Across from the living room fireplace, sliding doors open to the dining room.
The table, which accommodates eight, is covered with a tablecloth. (The original table seated 16 people, and filled the room.) Silver napkin rings with their rolled-up napkins, mark each place. Walnut dining chairs, with cane seats and backs, surround the table, with the master chair for Mrs. White at the head of the table.
There is an oak ice chest against the east wall near the door leading to the kitchen. A hand cranked wall telephone is near the window, and except for the mail or a messenger it was Elmshaven's means of communication with the outside world.

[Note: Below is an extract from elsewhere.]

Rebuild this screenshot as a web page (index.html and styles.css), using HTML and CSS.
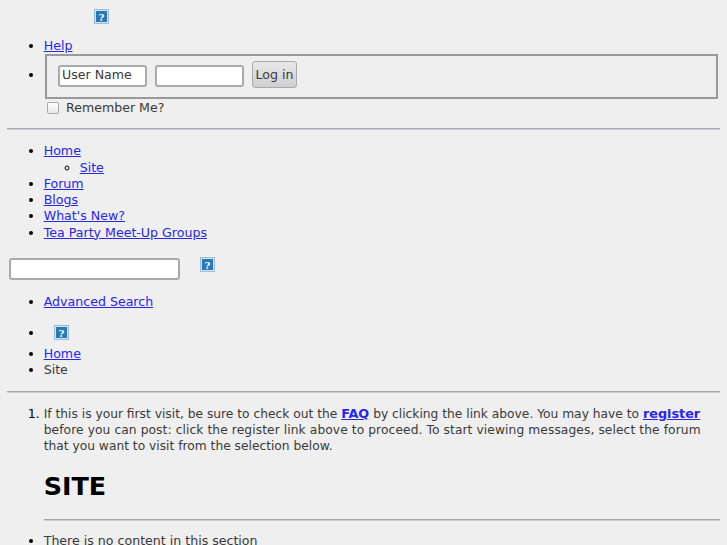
FILE: index.html
```html
<!DOCTYPE html>
<html lang="en">
<head>
    <meta charset="UTF-8">
    <title>Site</title>
    <link rel="stylesheet" href="styles.css">
</head>
<body>

<div class="logo-row">
    <svg class="qmark" width="15" height="15" viewBox="0 0 15 15"><rect x="0.5" y="0.5" width="14" height="14" fill="#d5e3f2" stroke="#9dbcdc"/><rect x="2" y="2" width="11" height="11" fill="#2a78b8"/><text x="7.5" y="11.5" text-anchor="middle" class="qmark-text">?</text></svg>
</div>

<ul class="top-links">
    <li><a href="#">Help</a></li>
    <li>
        <fieldset class="login">
            <input type="text" class="textbox user" value="User Name">
            <input type="password" class="textbox pass">
            <button type="button" class="login-btn">Log in</button>
        </fieldset>
        <label class="remember"><input type="checkbox"> Remember Me?</label>
    </li>
</ul>

<hr class="rule first">

<ul class="nav">
    <li><a href="#">Home</a>
        <ul class="subnav">
            <li><a href="#">Site</a></li>
        </ul>
    </li>
    <li><a href="#">Forum</a></li>
    <li><a href="#">Blogs</a></li>
    <li><a href="#">What's New?</a></li>
    <li><a href="#">Tea Party Meet-Up Groups</a></li>
</ul>

<div class="search-row">
    <input type="text" class="textbox search">
    <svg class="qmark" width="15" height="15" viewBox="0 0 15 15"><rect x="0.5" y="0.5" width="14" height="14" fill="#d5e3f2" stroke="#9dbcdc"/><rect x="2" y="2" width="11" height="11" fill="#2a78b8"/><text x="7.5" y="11.5" text-anchor="middle" class="qmark-text">?</text></svg>
</div>

<ul class="adv">
    <li><a href="#">Advanced Search</a></li>
</ul>

<ul class="crumbs">
    <li class="crumb-icon"><svg class="qmark" width="15" height="15" viewBox="0 0 15 15"><rect x="0.5" y="0.5" width="14" height="14" fill="#d5e3f2" stroke="#9dbcdc"/><rect x="2" y="2" width="11" height="11" fill="#2a78b8"/><text x="7.5" y="11.5" text-anchor="middle" class="qmark-text">?</text></svg></li>
    <li><a href="#">Home</a></li>
    <li>Site</li>
</ul>

<hr class="rule second">

<ol class="notices">
    <li>
        <p class="notice-text">If this is your first visit, be sure to check out the <a href="#" class="strong">FAQ</a> by clicking the link above. You may have to <a href="#" class="strong">register</a> <span class="loose">before you can post: click the register link above to proceed. To start viewing messages, select the forum</span> that you want to visit from the selection below.</p>
        <h1>SITE</h1>
        <hr class="rule inner">
    </li>
</ol>

<ul class="empty">
    <li>There is no content in this section</li>
</ul>

</body>
</html>
```

FILE: styles.css
```css
html, body {
    height: 545px;
    overflow: hidden;
}

body {
    margin: 0;
    padding: 0 7px;
    background-color: #efefef;
    color: #3a3a3a;
    font-family: 'DejaVu Sans', sans-serif;
    font-size: 12.6px;
    line-height: 16.25px;
}

a {
    color: #2626ee;
}

ul, ol {
    margin: 0;
    padding-left: 36.7px;
}

li::marker {
    color: #000;
}

.qmark {
    display: block;
}

.qmark-text {
    font-family: 'DejaVu Serif', serif;
    font-size: 10px;
    font-weight: bold;
    fill: #fff;
}

.logo-row {
    padding: 9px 0 0 87px;
    height: 38px;
    box-sizing: border-box;
}

.login {
    margin: 0 2px 0 1.3px;
    padding: 8px 0 8px 11px;
    border: 2px solid #999;
    display: flex;
    align-items: flex-start;
    gap: 8px;
    height: 45px;
    box-sizing: border-box;
}

.textbox {
    box-sizing: border-box;
    height: 22px;
    padding: 0 2px 3px;
    border: 2px solid #aaa;
    border-radius: 3px;
    background: #fff;
    color: #3a3a3a;
    font-family: inherit;
    font-size: 12.6px;
}

.user, .pass {
    width: 89px;
    margin-top: 1px;
}

.login-btn {
    box-sizing: border-box;
    height: 27px;
    width: 45px;
    margin-top: -3px;
    padding: 0;
    border: 1px solid #aaa;
    border-radius: 3px;
    background: linear-gradient(#e8e8e8, #cfcfcf);
    color: #3a3a3a;
    font-family: inherit;
    font-size: 12.6px;
}

.remember {
    display: flex;
    align-items: center;
    gap: 7px;
    margin-left: 3.3px;
    height: 18px;
}

.remember input {
    appearance: none;
    margin: 0;
    width: 12px;
    height: 12px;
    border: 1px solid #aaa;
    border-radius: 2px;
    background: linear-gradient(#fff, #e8e8f0);
}

.rule {
    margin: 0;
    border: 0;
    border-top: 1px solid #a6a6a6;
    border-bottom: 1px solid #cfcfcf;
    height: 0;
}

.first {
    margin-top: 11px;
    border-top-color: #a8a8b8;
}

.nav {
    margin-top: 13px;
}

.subnav {
    padding-left: 36px;
}

.search-row {
    display: flex;
    align-items: flex-start;
    gap: 20px;
    margin-top: 16px;
    padding-left: 2px;
}

.search {
    width: 171px;
    margin-top: 1px;
}

.adv {
    margin-top: 14px;
}

.crumbs {
    margin-top: 15px;
}

.crumb-icon {
    height: 21px;
    padding-left: 10.3px;
}

.second {
    margin-top: 12px;
}

.notices {
    margin-top: 13px;
}

.notice-text {
    margin: 0;
    font-size: 12.25px;
}

.loose {
    letter-spacing: 0.09px;
}

.strong {
    font-weight: bold;
    font-size: 12.8px;
}

h1 {
    margin: 17px 0 0;
    color: #000;
    font-size: 25.4px;
    line-height: 31px;
}

.inner {
    margin-top: 17px;
}

.empty {
    margin-top: 12px;
}
```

Breakfast was served at 6:30 or 7:00 and dinner at 1:00 or 1:30. Those wishing a supper snack were free to pick it up in the pantry.
Dining With Ellen White
Ellen White, at the head of the table, served as hostess, with Sara McEnterfer next to her on the left. There was an abundance of good food - fruits, grains, vegetables, nuts and dairy products. Almost everything came from her own farm. The eggs were from her own hens. The milk from her Jersey and Guernsey cows was boiled. The cream which rose served in the place of butter. No meat or tea or coffee appeared on the table, nor was it to be found in the home.
"I have a well-set table on all occasions. I make no change for visitors, whether believers or unbelievers. I intend never to be surprised by an unreadiness to entertain at my table from one to half a dozen extra who may chance to come in. I have enough simple, healthful food ready to satisfy hunger and nourish the system. If any want more than this, they are at liberty to find it elsewhere…"
"I generally have an ample supply of fruits, good bread, and vegetables. Our table is always well patronized, and all who partake of the food do well, and improve upon it. All sit down with no epicurean appetite, and eat with a relish the bounties supplied by our Creator." - Testimonies, Volume 2, page 487.